COOL repeal passes House

Proponents encourage Senate not to be too hasty

The House of Representatives, on a strong bipartisan vote of 300-131, passed legislation (H.R. 3293) to repeal country-of-origin labeling requirements for beef, pork and chicken.

Congress needs to pass legislation to bring the United States into compliance with the recent World Trade Organization ruling or the United States could face over $3.6 billion per year in tariffs on various products including beef, pork, ethanol, wine, cherries and various manufactured items that Canada and Mexico have announced. This is the result of the United States losing its final appeal before the WTO on May 18.

The WTO ruled in 2014 that the COOL requirements for beef and pork discriminated against Canada and Mexico and created unfair trade barriers. The North American Meat Institute said the legislation cosponsored by Congressmen Mike Conaway (R-TX), chairman of the House Agriculture Committee; and Jim Costa (D-CA), ranking member of the House Agriculture Subcommittee on Livestock and Foreign Agriculture, encourages “the U.S. to live up to its obligations and abide by World Trade Organization rules. It’s an issue of marketing, and that should be decided in the marketplace. We hope the Senate will move quickly to vote for repeal so the president can sign the bill and put this failed experiment behind us.”
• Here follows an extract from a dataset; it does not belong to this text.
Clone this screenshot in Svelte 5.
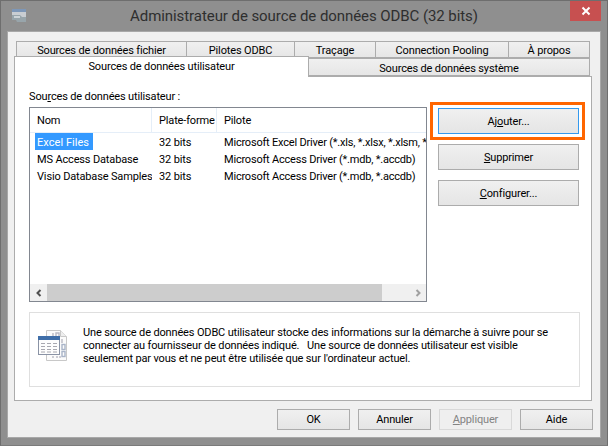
<script>
  const topTabs = [
    { label: 'Sources de données fichier', width: 171 },
    { label: 'Pilotes ODBC', width: 108 },
    { label: 'Traçage', width: 81 },
    { label: 'Connection Pooling', width: 133 },
    { label: 'À propos', width: 81 }
  ];
  const rows = [
    { name: 'Excel Files', bits: '32 bits', driver: 'Microsoft Excel Driver (*.xls, *.xlsx, *.xlsm, *.xlsb)', selected: true },
    { name: 'MS Access Database', bits: '32 bits', driver: 'Microsoft Access Driver (*.mdb, *.accdb)' },
    { name: 'Visio Database Samples', bits: '32 bits', driver: 'Microsoft Access Driver (*.mdb, *.accdb)' }
  ];
</script>

<div class="window">
  <div class="titlebar">
    <svg class="app-icon" width="16" height="16" viewBox="0 0 16 16">
      <rect x="1" y="1" width="14" height="11" fill="#c9cdd2" />
      <rect x="1" y="1" width="14" height="3" fill="#7d97b8" />
      <path d="M1 7h8l2 2h4v5H6l-1-2H1z" fill="#98a5ab" />
      <path d="M3 8h6v2H3z" fill="#ccd3d7" />
    </svg>
    <div class="title">Administrateur de source de données ODBC (32 bits)</div>
    <div class="close">
      <svg width="10" height="10" viewBox="0 0 10 10"><path d="M1.5 1.5l7 7M8.5 1.5l-7 7" stroke="#fff" stroke-width="2" /></svg>
    </div>
  </div>

  <div class="dialog">
    <div class="tabs">
      <div class="tab-row top">
        {#each topTabs as t}
          <div class="tab" style="width:{t.width}px">{t.label}</div>
        {/each}
      </div>
      <div class="tab-row second">
        <div class="tab active">Sources de données utilisateur</div>
        <div class="tab system">Sources de données système</div>
      </div>
    </div>

    <div class="page">
      <div class="label">Sou<u>r</u>ces de données utilisateur :</div>
      <div class="main">
        <div class="list">
          <div class="list-head">
            <div class="col c1">Nom</div>
            <div class="col c2">Plate-forme</div>
            <div class="col c3">Pilote</div>
          </div>
          <div class="list-body">
            {#each rows as r}
              <div class="row">
                <div class="cell c1"><span class:sel={r.selected}>{r.name}</span></div>
                <div class="cell c2">{r.bits}</div>
                <div class="cell c3">{r.driver}</div>
              </div>
            {/each}
          </div>
          <div class="scrollbar">
            <div class="arrow">
              <svg width="8" height="8" viewBox="0 0 8 8"><path d="M5.5 1L2.5 4l3 3" fill="none" stroke="#505050" stroke-width="2" /></svg>
            </div>
            <div class="thumb"></div>
            <div class="arrow right">
              <svg width="8" height="8" viewBox="0 0 8 8"><path d="M2.5 1l3 3-3 3" fill="none" stroke="#a0a0a0" stroke-width="2" /></svg>
            </div>
          </div>
        </div>

        <div class="side">
          <div class="highlight">
            <button class="btn wide focus">Aj<u>o</u>uter...</button>
          </div>
          <button class="btn wide"><u>S</u>upprimer</button>
          <button class="btn wide"><u>C</u>onfigurer...</button>
        </div>
      </div>

      <div class="info">
        <svg class="info-icon" width="34" height="34" viewBox="0 0 34 34">
          <path d="M9.5 1.5h14l6 6v24h-20z" fill="#fbfbfb" stroke="#c8c8c8" />
          <path d="M23.5 1.5v6h6" fill="#eee" stroke="#c8c8c8" />
          <g fill="none" stroke="#b9b9c4" stroke-width="1.4">
            <path d="M16 4v4M19 4h3v4h-3zM25 10v4" />
            <rect x="25" y="15.5" width="3" height="5" stroke="#a9b4c8" />
            <rect x="25" y="22.5" width="3" height="5" stroke="#a9b4c8" />
            <path d="M16 27v2M20 27v2M23 27v2" />
          </g>
          <rect x="1.5" y="7.5" width="21" height="18" fill="#fdfdfd" stroke="#8a93a5" />
          <rect x="1" y="7" width="22" height="4" fill="#3f6ea8" />
          <g stroke="#a8a8b0" stroke-width="1">
            <path d="M4 14.5h4M10 14.5h4M16 14.5h4M4 17.5h4M10 17.5h4M16 17.5h4M4 20.5h4M10 20.5h4M16 20.5h4M4 23h4M10 23h4M16 23h4" />
          </g>
        </svg>
        <div class="info-text">
          Une source de données ODBC utilisateur stocke des informations sur la démarche à suivre pour se<br />
          connecter au fournisseur de données indiqué. &nbsp; Une source de données utilisateur est visible<br />
          seulement par vous et ne peut être utilisée que sur l'ordinateur actuel.
        </div>
      </div>
    </div>

    <div class="footer">
      <button class="btn">OK</button>
      <button class="btn">Annuler</button>
      <button class="btn disabled"><u>A</u>ppliquer</button>
      <button class="btn">Aide</button>
    </div>
  </div>
</div>

<style>
  :global(body) {
    margin: 0;
    background: #8f8f8f;
  }

  .window {
    width: 608px;
    height: 446px;
    box-sizing: border-box;
    background: #8f8f8f;
    border: 1px solid #6e6e6e;
    border-bottom-color: #7b7b7b;
    font-family: Roboto, "Noto Sans", sans-serif;
    font-size: 11px;
    letter-spacing: -0.15px;
    color: #000;
    overflow: hidden;
  }

  .titlebar {
    height: 30px;
    position: relative;
    display: flex;
    justify-content: center;
    align-items: center;
  }

  .app-icon {
    position: absolute;
    left: 10px;
    top: 7px;
  }

  .title {
    font-size: 15px;
    letter-spacing: -0.07px;
    color: #2e2e2e;
  }

  .close {
    position: absolute;
    right: 6px;
    top: -1px;
    width: 31px;
    height: 21px;
    background: #c75050;
    display: flex;
    align-items: center;
    justify-content: center;
  }

  .dialog {
    margin: 0 6px;
    height: 407px;
    box-sizing: border-box;
    background: #f0f0f0;
    padding: 9px 7px 0 6px;
    border: 1px solid #a8a8a8;
  }

  .tabs {
    display: flex;
    flex-direction: column;
  }

  .tab-row {
    display: flex;
  }

  .tab-row.top {
    padding-left: 2px;
    height: 17px;
  }

  .tab-row.second {
    height: 18px;
    align-items: flex-end;
  }

  .tab {
    box-sizing: border-box;
    border: 1px solid #acacac;
    border-left-width: 0;
    background: linear-gradient(#f0f0f0, #e6e6e6);
    text-align: center;
    line-height: 17px;
    white-space: nowrap;
  }

  .tab:first-child {
    border-left-width: 1px;
  }

  .tab.active {
    width: 295px;
    height: 21px;
    margin-top: -3px;
    background: #fff;
    border: 1px solid #acacac;
    border-bottom: none;
    position: relative;
    top: 1px;
    z-index: 1;
    line-height: 20px;
  }

  .tab.system {
    width: 281px;
    height: 18px;
    border-left: none;
    line-height: 20px;
  }

  .page {
    box-sizing: border-box;
    width: 578px;
    height: 325px;
    background: #fff;
    border: 1px solid #acacac;
    padding: 12px 0 0 14px;
  }

  .label {
    height: 18px;
    line-height: 15px;
  }

  .main {
    display: flex;
    gap: 11px;
  }

  .list {
    box-sizing: border-box;
    width: 398px;
    height: 195px;
    border: 1px solid #828790;
    display: flex;
    flex-direction: column;
  }

  .list-head {
    display: flex;
    height: 25px;
    border-bottom: 1px solid #e5eef8;
    box-sizing: border-box;
  }

  .col {
    box-sizing: border-box;
    line-height: 24px;
    padding-top: 1px;
    border-right: 1px solid #e5eef8;
    padding-left: 7px;
    white-space: nowrap;
  }

  .c1 { width: 122px; flex: none; }
  .c2 { width: 65px; flex: none; }
  .c3 { flex: 1; min-width: 0; }
  .col.c3 { border-right: none; }

  .list-body {
    flex: 1;
  }

  .row {
    display: flex;
    height: 17px;
    line-height: 19px;
    white-space: nowrap;
  }

  .cell {
    box-sizing: border-box;
    overflow: hidden;
    padding-left: 7px;
  }

  .cell.c3 {
    letter-spacing: -0.2px;
  }

  .cell.c1 {
    padding-left: 5px;
  }

  .cell.c1 span {
    display: inline-block;
    height: 17px;
    padding: 0 2px;
  }

  .cell.c1 .sel {
    background: #3399ff;
    color: #fff;
    letter-spacing: 0.05px;
    padding-right: 4px;
  }

  .scrollbar {
    display: flex;
    height: 17px;
    background: #f0f0f0;
  }

  .arrow {
    width: 17px;
    flex: none;
    display: flex;
    align-items: center;
    justify-content: center;
  }

  .arrow.right {
    margin-left: auto;
  }

  .thumb {
    width: 335px;
    background: #cdcdcd;
  }

  .side {
    display: flex;
    flex-direction: column;
    gap: 10px;
    width: 141px;
    margin-top: 1px;
  }

  .highlight {
    position: relative;
  }

  .highlight::after {
    content: "";
    position: absolute;
    left: -8px;
    top: -6px;
    width: 149px;
    height: 32px;
    border: 3px solid #ff6600;
    pointer-events: none;
  }

  .btn {
    box-sizing: border-box;
    width: 73px;
    height: 21px;
    padding: 0;
    border: 1px solid #acacac;
    background: linear-gradient(#f0f0f0, #e5e5e5);
    font: inherit;
    letter-spacing: inherit;
    color: #000;
  }

  .btn.wide {
    display: block;
    width: 141px;
    height: 26px;
    padding-top: 1px;
  }

  .btn.focus {
    border-color: #3399ee;
  }

  .btn.disabled {
    color: #838383;
    border-color: #d9d9d9;
    background: #efefef;
  }

  .info {
    box-sizing: border-box;
    display: flex;
    width: 551px;
    height: 75px;
    margin-top: 10px;
    border: 1px solid #dfdfdf;
  }

  .info-icon {
    margin: 16px 0 0 7px;
    flex: none;
  }

  .info-text {
    margin: 13px 0 0 12px;
    line-height: 13px;
    white-space: nowrap;
  }

  .footer {
    display: flex;
    justify-content: flex-end;
    gap: 8px;
    margin-top: 8px;
  }
</style>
The COOL Reform Coalition is calling on the Senate to act quickly on this legislation. They said, “Mexico and Canada are already moving toward instituting retaliatory tariffs that reportedly could reach as high as $3.6 billion in the first year. The House has taken a stand to protect the U.S. manufacturing and agricultural economies, and now the ball is the Senate’s court. If the Senate fails to quickly do the same, Mexico and Canada will be free to enact retaliation as soon as late-summer, threatening tens of thousands of American jobs.”

The proponents of COOL argue consumers support COOL and there needs to be an alternative to repeal. The National Farmers Union said, “We call upon the U.S. Senate to avoid the rush to judgment demonstrated by the House today and work with COOL supporters on a viable alternative that will finally bring this long process to closure.” The bill now moves to the Senate where COOL legislation originated in the late ’90s. Sen. Pat Roberts (R-KS), chairman of the Senate Agriculture Committee, said, it was time for the Senate to “get a move on” or the Senate “can sit here” and let retaliatory tariffs happen.